The Verdict: Volatile Earnings and Weak Momentum Warrant Caution

SELL

Score: 41/100

For Fresh Investors: Avoid initiating positions given the extreme earnings volatility, bearish technical setup, and complete absence of institutional validation. The fair valuation offers insufficient margin of safety to compensate for execution risks and business model uncertainties. Wait for evidence of sustained profitability and technical trend reversal before considering entry.

For Existing Holders: Consider reducing positions on any near-term strength, particularly if the stock approaches the ₹10,500-11,000 resistance zone. The combination of volatile quarterly results, bearish technicals, and severe one-year underperformance suggests limited upside potential in the near term. Only investors with high risk tolerance and long-term horizon should maintain holdings.

Fair Value Estimate: ₹8,800 (11.90% downside from current levels)

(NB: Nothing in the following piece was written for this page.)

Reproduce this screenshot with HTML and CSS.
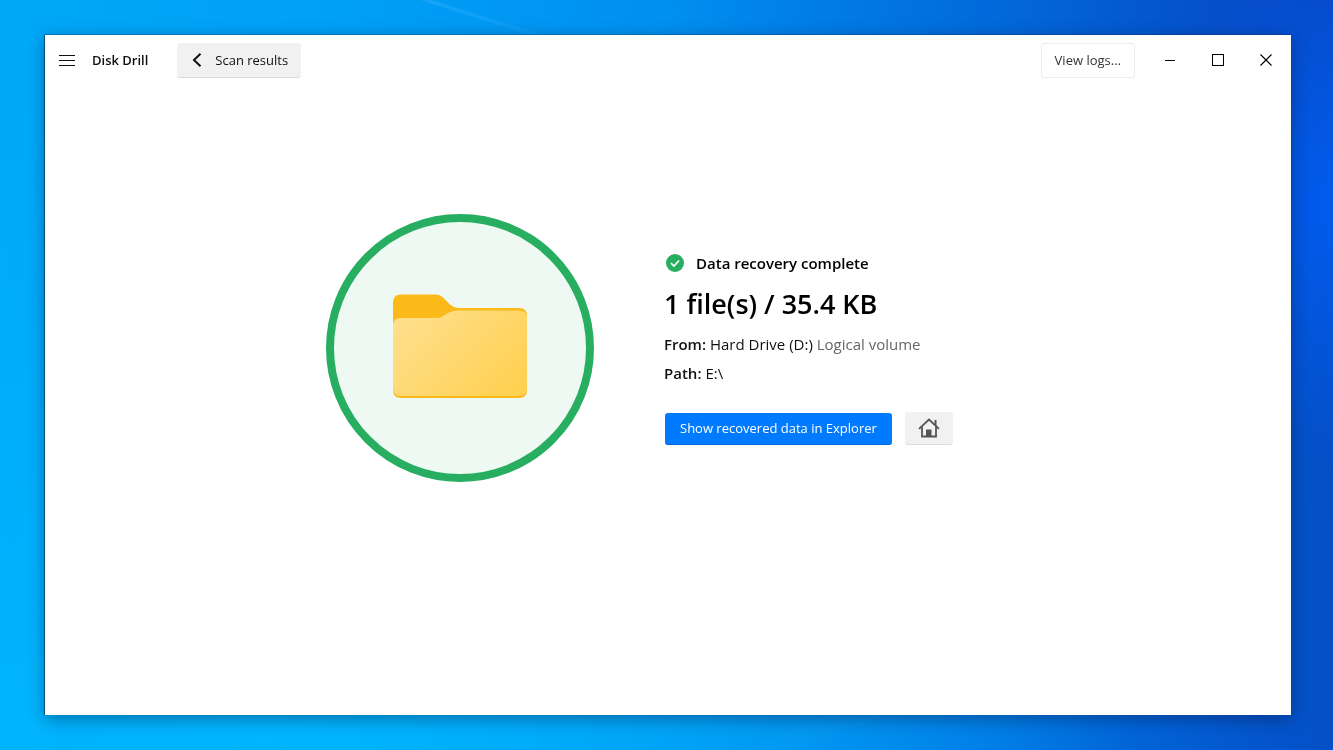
FILE: index.html
```html
<!DOCTYPE html>
<html lang="en">
<head>
    <meta charset="UTF-8">
    <meta name="viewport" content="width=device-width, initial-scale=1.0">
    <title>Disk Drill</title>
    <link rel="stylesheet" href="styles.css">
</head>
<body>
    <!-- Light rays on the desktop -->
    <svg class="wallpaper" viewBox="0 0 1333 750" preserveAspectRatio="none" aria-hidden="true">
        <defs>
            <linearGradient id="ray" x1="0" y1="1" x2="0.3" y2="0">
                <stop offset="0" stop-color="#3ab4ff" stop-opacity="0"/>
                <stop offset="1" stop-color="#3ab4ff" stop-opacity="0.4"/>
            </linearGradient>
        </defs>
        <path d="M420 0 L432 0 L560 40 L545 40 Z" fill="url(#ray)"/>
        <path d="M432 0 L760 0 L760 40 L560 40 Z" fill="#0a9cff" fill-opacity="0.04"/>
        <path d="M0 662 L50 655 L50 750 L0 750 Z" fill="#00c0ff" fill-opacity="0.15"/>
        <path d="M745 750 L840 710 L900 710 L800 750 Z" fill="#3ab4ff" fill-opacity="0.06"/>
    </svg>

    <div class="window">
        <header class="titlebar">
            <button class="icon-btn menu-btn" type="button" aria-label="Menu">
                <svg width="16" height="12" viewBox="0 0 16 12" shape-rendering="crispEdges">
                    <path d="M0 1.5H16M0 6.5H16M0 11.5H16" stroke="#111" fill="none"/>
                </svg>
            </button>
            <span class="app-name">Disk Drill</span>
            <button class="btn back-btn" type="button">
                <svg width="10" height="14" viewBox="0 0 10 14">
                    <path d="M8.5 0.8 L2 7 L8.5 13.2" stroke="#111" stroke-width="2" fill="none"/>
                </svg>
                Scan results
            </button>

            <button class="btn logs-btn" type="button">View logs...</button>
            <div class="window-controls">
                <button class="icon-btn" type="button" aria-label="Minimize">
                    <svg width="12" height="12" viewBox="0 0 12 12">
                        <path d="M1 6.5H11" stroke="#000" fill="none"/>
                    </svg>
                </button>
                <button class="icon-btn" type="button" aria-label="Maximize">
                    <svg width="12" height="12" viewBox="0 0 12 12">
                        <rect x="0.5" y="0.5" width="11" height="11" stroke="#000" fill="none"/>
                    </svg>
                </button>
                <button class="icon-btn" type="button" aria-label="Close">
                    <svg width="12" height="12" viewBox="0 0 12 12">
                        <path d="M0.5 0.5L11.5 11.5M11.5 0.5L0.5 11.5" stroke="#000" stroke-width="1.1" fill="none"/>
                    </svg>
                </button>
            </div>
        </header>

        <main class="result">
            <div class="progress-ring">
                <svg width="134" height="104" viewBox="0 0 134 104" aria-hidden="true">
                    <defs>
                        <linearGradient id="front" x1="0" y1="0.2" x2="1" y2="0.8">
                            <stop offset="0" stop-color="#ffdf8c"/>
                            <stop offset="1" stop-color="#ffd051"/>
                        </linearGradient>
                    </defs>
                    <path d="M8 0.500H43Q47 0.500 50 3.500L57 10.500Q61 14 65 14H126Q134 14 134 22V96Q134 104 126 104H8Q0 104 0 96V8.500Q0 0.500 8 0.500Z" fill="#fbba1a"/>
                    <path d="M8 24H44Q47 24 50 22L56 18.500Q60 16.500 65 16.500H126Q134 16.500 134 24V94Q134 102 126 102H8Q0 102 0 94V32Q0 24 8 24Z" fill="url(#front)"/>
                </svg>
            </div>

            <section class="summary">
                <div class="status">
                    <svg width="18" height="18" viewBox="0 0 18 18" aria-hidden="true">
                        <circle cx="9" cy="9" r="9" fill="#27ae60"/>
                        <path d="M5 9.200L8 12L13 6.500" stroke="#fff" stroke-width="1.700" fill="none"/>
                    </svg>
                    Data recovery complete
                </div>
                <h1>1 file(s) / 35.4 KB</h1>
                <p><strong>From:</strong> Hard Drive (D:) <span class="muted">Logical volume</span></p>
                <p><strong>Path:</strong> E:\</p>
                <div class="actions">
                    <button class="btn primary-btn" type="button">Show recovered data in Explorer</button>
                    <button class="btn home-btn" type="button" aria-label="Home">
                        <svg width="22" height="20" viewBox="0 0 22 20">
                            <path d="M1 10.800L11 1.500L21 10.800" stroke="#555" stroke-width="1.800" fill="none"/>
                            <path d="M4 8.500V18.500H18V8.500" stroke="#555" stroke-width="1.800" fill="none"/>
                            <path d="M16.500 2H18.500V8.500L16.500 6.500Z" fill="#555"/>
                            <rect x="8" y="11.500" width="5.500" height="7" fill="#555"/>
                        </svg>
                    </button>
                </div>
            </section>
        </main>
    </div>
</body>
</html>
```
FILE: styles.css
```css
* {
    box-sizing: border-box;
}
body {
    margin: 0;
    min-height: 100vh;
    padding: 35px 42px 35px 45px;
    display: flex;
    font-family: "Open Sans", "Noto Sans", sans-serif;
    font-size: 13px;
    line-height: 20px;
    color: #111;
    background:
        radial-gradient(ellipse 170px 260px at 100% 27%, rgba(0, 98, 255, 0.7), rgba(0, 98, 255, 0)),
        radial-gradient(ellipse 50% 70% at 100% 0, rgba(10, 60, 190, 0.4), rgba(10, 60, 190, 0)),
        radial-gradient(ellipse 65% 90% at 20% 100%, rgba(0, 184, 255, 0.9), rgba(0, 184, 255, 0)),
        linear-gradient(90deg, #00a8f8 0%, #00a0f6 25%, #0090f0 50%, #0074e2 75%, #0454cc 95%, #0450c6 100%);
    background-color: #0092f2;
}
.wallpaper {
    position: fixed;
    top: 0;
    left: 0;
    width: 100%;
    height: 100%;
}
.window {
    position: relative;
    flex: 1;
    display: flex;
    flex-direction: column;
    background-color: #fff;
    box-shadow: -1px 0 0 rgba(0, 30, 60, 0.6), 0 -1px 0 rgba(0, 30, 60, 0.25), 0 4px 16px rgba(0, 20, 50, 0.4);
}

/* Title bar */
.titlebar {
    display: flex;
    align-items: center;
    height: 50px;
    padding: 0 1px 0 6px;
}
button {
    font: inherit;
    color: inherit;
    padding: 0;
    border: none;
    background: none;
    cursor: pointer;
}
.icon-btn {
    display: flex;
    align-items: center;
    justify-content: center;
    width: 48px;
    height: 40px;
}
.menu-btn {
    width: 32px;
}
.app-name {
    margin: 0 29px 0 9px;
    font-weight: 600;
}
.btn {
    display: flex;
    align-items: center;
    justify-content: center;
    border-radius: 3px;
}
.back-btn {
    gap: 13px;
    height: 35px;
    padding: 0 13px 0 15px;
    background-color: #f1f1f1;
    border-bottom: 1px solid #dcdcdc;
}
.logs-btn {
    height: 35px;
    margin-left: auto;
    margin-right: 11px;
    padding: 0 13px;
    color: #333;
    border: 1px solid #ececec;
}
.window-controls {
    display: flex;
}

/* Recovery result */
.result {
    flex: 1;
    display: flex;
    align-items: center;
    justify-content: center;
    gap: 70px;
    padding-bottom: 104px;
}
.progress-ring {
    display: flex;
    align-items: center;
    justify-content: center;
    width: 268px;
    height: 268px;
    padding-bottom: 4px;
    border: 8px solid #27ae60;
    border-radius: 50%;
    background-color: #eff9f4;
}
.summary {
    width: 346px;
    font-size: 15px;
    line-height: 24px;
}
.status {
    display: flex;
    align-items: center;
    gap: 12px;
    padding-left: 2px;
    font-weight: 600;
    color: #000;
}
h1 {
    margin: 11px 0 10px;
    font-size: 27px;
    line-height: 36px;
    font-weight: 600;
    color: #000;
}
p {
    margin: 0 0 5px;
}
strong {
    font-weight: 600;
}
.muted {
    color: #666;
}
.actions {
    display: flex;
    align-items: center;
    gap: 13px;
    margin-top: 27px;
    padding-left: 1px;
}
.primary-btn {
    height: 32px;
    padding: 0 15px;
    font-size: 13px;
    color: #fff;
    background-color: #007aff;
    border-bottom: 1px solid #0068da;
}
.home-btn {
    width: 48px;
    height: 33px;
    background-color: #f1f1f1;
    border-bottom: 1px solid #dcdcdc;
}
```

The rating reflects concerns about earnings sustainability, lack of institutional support, and weak price momentum that collectively outweigh the attractive long-term track record and reasonable valuation multiples. Improved quarterly consistency and institutional participation could warrant reassessment.

Note- ROCE= (EBIT - Other income)/(Capital Employed - Cash - Current Investments)

⚠️ Investment Disclaimer

This article is for educational and informational purposes only and should not be construed as financial advice. Investors should conduct their own due diligence, consider their risk tolerance and investment objectives, and consult with a qualified financial advisor before making any investment decisions.